ARTICLE | doi:10.20944/preprints201802.0163.v1
Subject: Physical Sciences, Optics Keywords: optical metamaterials; fundamental concepts in photonics; light-matter interactions at the subwavelength and nanoscale; fundamental understanding of linear and nonlinear optical processes in novel metamaterials underpinning photonic devices and components; advancing the frontier of nanophotonics with the associated nanoscience and nanotechnology; nanostructures that can serve as building blocks for nano-optical systems; use of nanotechnology in photonics; nonlinear nanophotonics, plasmonics and excitonics; subwavelength components and negative index materials; slowing, store, and processing light pulses; materials with such capabilities that could be used for optical sensing, tunable optical delay lines, optical buffers, high extinction optical switches, novel image processing hardware, and highly-efficient wavelength converters
Online: 26 February 2018 (11:24:39 CET)
Backward electromagnetic waves are extraordinary waves with contra-directed phase velocity and energy flux.
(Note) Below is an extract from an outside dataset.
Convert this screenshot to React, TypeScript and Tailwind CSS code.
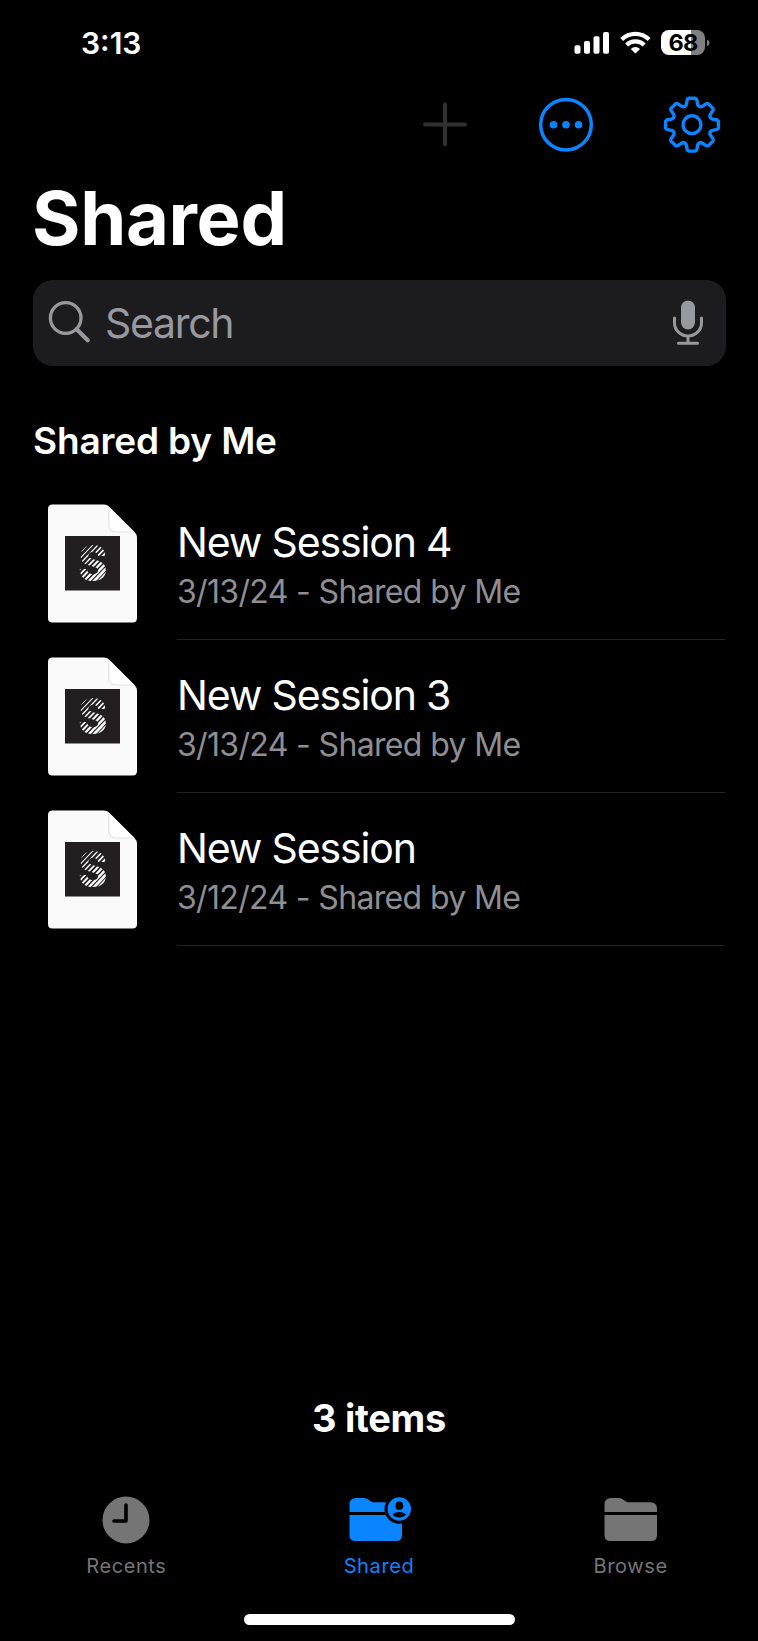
const FILES=[
{title:"New Session 4",meta:"3/13/24 - Shared by Me"},
{title:"New Session 3",meta:"3/13/24 - Shared by Me"},
{title:"New Session",meta:"3/12/24 - Shared by Me"},
];
// one tooth, valley to valley, turned eight times round the hub
const TOOTH=[[-7,-18.4],[-5.9,-19.6],[-4.7,-25.2],[-3.4,-26.4],[3.4,-26.4],[4.7,-25.2],[5.9,-19.6],[7,-18.4]];
const GEAR=Array.from({length:8},(_,i)=>{
const a=(i*Math.PI)/4;
return TOOTH.map(([x,y])=>`${(x*Math.cos(a)-y*Math.sin(a)).toFixed(2)},${(x*Math.sin(a)+y*Math.cos(a)).toFixed(2)}`).join(" ");
}).join(" ");
function StatusBar(){
return(
<div className="h-[85px] flex justify-between items-start pl-[81px] pr-[48px]">
<span className="mt-[26px] text-[30px] leading-[34px] font-semibold">3:13</span>
<div className="flex mt-[30px]">
<svg width="36" height="25" viewBox="0 0 36 25" fill="#fff">
<rect x="0.5" y="15.3" width="6" height="8.5" rx="1.8"/><rect x="10" y="11" width="6" height="12.8" rx="1.8"/>
<rect x="19.5" y="6.3" width="6" height="17.5" rx="1.8"/><rect x="29" y="2" width="6" height="21.8" rx="1.8"/>
</svg>
<svg className="ml-[10px]" width="31" height="25" viewBox="0 0 31 25" fill="none" stroke="#fff" strokeWidth="4.2">
<path d="M1.7 9.4A19.6 19.6 0 0 1 29.1 9.4"/><path d="M6.6 14.9A12.6 12.6 0 0 1 24.2 14.9"/>
<path d="M15.4 23.6L10.8 18.9A6.7 6.7 0 0 1 20 18.9Z" fill="#fff" stroke="none"/>
</svg>
<div className="ml-[10px] w-[44px] h-[25px] rounded-[8px] bg-[linear-gradient(90deg,#fff_68%,#808080_68%)] text-black text-[23.5px] leading-[26px] font-bold text-center tracking-[-0.9px]">68</div>
<svg width="5" height="25" viewBox="0 0 5 25"><path d="M2 9.7C5.4 10.7 5.4 15 2 16Z" fill="#808080"/></svg>
</div></div>
);
}
function Toolbar(){
return(
<div className="h-[79px] flex items-center justify-end gap-[69px] pr-[37px]">
<svg width="46" height="46" viewBox="-23 -22.5 46 46" stroke="#303031" strokeWidth="4" strokeLinecap="round" className="mr-[1px]"><path d="M-20 0H20M0-20V20"/></svg>
<svg width="56" height="56" viewBox="-28 -27.7 56 56" fill="#0a84ff"><circle r="25.3" fill="none" stroke="#0a84ff" strokeWidth="3.5"/><circle cx="-12.5" r="3.8"/><circle r="3.8"/><circle cx="12.5" r="3.8"/></svg>
<svg width="58" height="58" viewBox="-29 -28.7 58 58" fill="none" stroke="#0a84ff" strokeWidth="3.4" strokeLinejoin="round"><polygon points={GEAR}/><circle r="8.9"/></svg>
</div>
);
}
function FileIcon(){
return(
<svg width="91" height="120" viewBox="0 0.5 91 120" className="shrink-0">
<defs><clipPath id="s"><text transform="translate(45.8 77) scale(.9 1)" textAnchor="middle" fontFamily="Inter, sans-serif" fontWeight="800" fontSize="49">S</text></clipPath></defs>
<path d="M5.5 1H57Q60 1 62.3 3.3L87.7 28.7Q90 31 90 34V114.500Q90 119 85.500 119H5.500Q1 119 1 114.500V5.500Q1 1 5.500 1Z" fill="#fafafa"/>
<path d="M61.500 3V21Q61.500 28.500 69 28.500H87.500Z" fill="#fff"/>
<path d="M61.800 3.500V21Q61.800 28.500 69 28.500H86.500" fill="none" stroke="#e2e2e2" strokeWidth="1.200"/>
<rect x="18" y="32.500" width="55" height="54.500" fill="#231f20"/>
<g clipPath="url(#s)" stroke="#fff">
{Array.from({length:16},(_,i)=>(<path key={i} d={`M${4+i*5.1} 80l42-44`} strokeWidth={Math.min(3,0.8+i*0.23)}/>))}
</g>
</svg>
);
}
function Folder(){
return(
<>
<path d="M0 14V6.500Q0 0 6.500 0H14.500Q17 0 19 1.700L21 3.300Q22.300 4.300 24 4.300H46Q52.500 4.300 52.500 10.800V14Z"/>
<path d="M0 17H52.500V37Q52.500 43 46.500 43H6Q0 43 0 37Z"/>
</>
);
}
function TabBar(){
return(
<div className="h-[119px] grid grid-cols-3 text-[20px] leading-[24px] tracking-[0.6px] text-[#757575]">
<div className="flex flex-col items-center">
<svg width="64" height="50" viewBox="-32 -25 64 50"><circle r="23.5" fill="#757575"/><path d="M0-15V1H-12" fill="none" stroke="#000" strokeWidth="3.6" strokeLinecap="round" strokeLinejoin="round"/></svg>
<span className="mt-[9px]">Recents</span>
</div>
<div className="flex flex-col items-center text-[#0a84ff]">
<svg width="64" height="50" viewBox="0 0 64 50" fill="#0a84ff"><g transform="translate(2.500 3)"><Folder/></g>
<circle cx="52.300" cy="14" r="14.800" fill="#000"/><circle cx="52.300" cy="14" r="11.700"/>
<ellipse cx="52.300" cy="10.800" rx="3.900" ry="4.300" fill="#000"/><path d="M45.700 19.800C47.500 16 57.100 16 58.900 19.800C56 23.300 48.600 23.300 45.700 19.800Z" fill="#000"/>
</svg>
<span className="mt-[9px]">Shared</span>
</div>
<div className="flex flex-col items-center pr-[2px]">
<svg width="64" height="50" viewBox="0 0 64 50" fill="#757575"><g transform="translate(5.500 3)"><Folder/></g></svg>
<span className="mt-[9px]">Browse</span>
</div>
</div>
);
}
export default function App(){
return(
<div className="w-[758px] h-[1641px] bg-black text-white font-[Inter,sans-serif] flex flex-col overflow-hidden">
<StatusBar/>
<Toolbar/>
<h1 className="h-[115.5px] pt-[12px] pl-[32px] text-[74px] leading-[84px] font-bold tracking-[-0.3px]">Shared</h1>
<div className="mx-[32.5px] h-[86px] shrink-0 rounded-[20px] bg-[#1c1c1e] flex items-center pl-[14.5px] pr-[21.5px] text-[#98989f]">
<svg width="46" height="46" viewBox="0 0 46 46" fill="none" stroke="#98989f" strokeLinecap="round"><circle cx="18.700" cy="18" r="15.300" strokeWidth="3.300"/><path d="M29.700 29.200L40.700 40.200" strokeWidth="4.300"/></svg>
<span className="ml-[12px] text-[41px] leading-[50px] tracking-[-1.3px]">Search</span>
<svg className="ml-auto" width="32" height="46" viewBox="0 0 32 46" fill="none" stroke="#98989f" strokeWidth="3" strokeLinecap="round"><rect x="9" y="0.500" width="14" height="29" rx="7" fill="#98989f" stroke="none"/><path d="M2.500 18V23A13.500 13 0 0 0 29.500 23V18M16 36V43M6.500 43.200H25.500"/></svg>
</div>
<h2 className="mt-[53.5px] pl-[33px] text-[37px] leading-[44px] font-semibold tracking-[-0.15px]">Shared by Me</h2>
<ul className="mt-[24px] pl-[47px] pr-[33px]">
{FILES.map((f)=>(
<li key={f.title} className="h-[153px] flex">
<div className="pt-[17px]"><FileIcon/></div>
<div className="ml-[39px] flex-1 pt-[30px] border-b border-[#222224]">
<p className="text-[41px] leading-[50px] tracking-[-1.15px]">{f.title}</p>
<p className="mt-[5px] text-[32px] leading-[40px] tracking-[-0.65px] text-[#8e8e93]">{f.meta}</p>
</div>
</li>
))}
</ul>
<p className="mt-auto mb-[55px] text-center text-[38px] leading-[44px] font-bold tracking-[-0.3px]">3 items</p>
<TabBar/>
<div className="mb-[16px] w-[271px] h-[11px] shrink-0 rounded-full bg-white self-center"/>
</div>
);
}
Unusual properties of the coherent nonlinear optical coupling of the phase-matched ordinary and backward electromagnetic waves with contra-directed energy fluxes are described which enable greatly-enhanced frequency and propagation direction conversion, parametrical amplification, as well as control of shape of the light pulses. Extraordinary transient processes that emerge in such metamaterials in pulsed regimes are described. The results of the numerical simulation of particular plasmonic metamaterials with hyperbolic dispersion are presented, which prove the possibility to match phases of such coupled guided ordinary and backward electromagnetic waves. Particular properties of the outlined processes in the proposed metamaterial are demonstrated through numerical simulations. Potential applications include ultra-miniature amplifiers, frequency changing reflectors, modulators, pulse shapers, and remotely actuated sensors.